Toying around with materials, manufacturing processes and colors is part of everyday life at Hamburg’s Besau-Marguerre studio. On the heels of the success of their “Nido” stool, in Milan Eva Marguerre and Marcel Besau presented new designs for the Limited Edition Design Gallery at Stilwerk, including copper mirrors. By working the surface with different tools at varying temperatures they have created patterns in the mirrors. Berlin’s Shapes in Play office took part in the small special show called Berlin Trails (which, among other things, presented carpets by Reuber Henning and innovative folding furniture by Superéquipe). Using specially developed software sound is transformed into a virtual 3D product, in this case a vase. Since the digital object is mutable, it can respond to inputs in real time. This is then directly reflected in the product: if the volume is turned up, there are greater differences in the texture of the vase, created by Johanna Spath and Johannes Tsopanides using a rapid manufacturing process.

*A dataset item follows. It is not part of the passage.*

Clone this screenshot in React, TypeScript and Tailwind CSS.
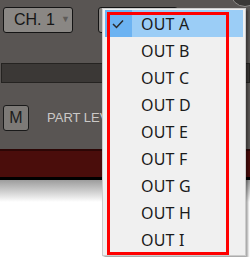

What you sense in Milan is that the days when the big boys tried to out-trump one another with wave after wave of innovations are over. In Lambrate there’s new design to be seen, not always design that has reached maturity and is ready to roll, but design that sometimes is still too stuck on visually proving that it can be recycled. But at least this is design that responds to scarce resources and with the one or other idea will be incorporated by mainstream industry into the future of furniture design.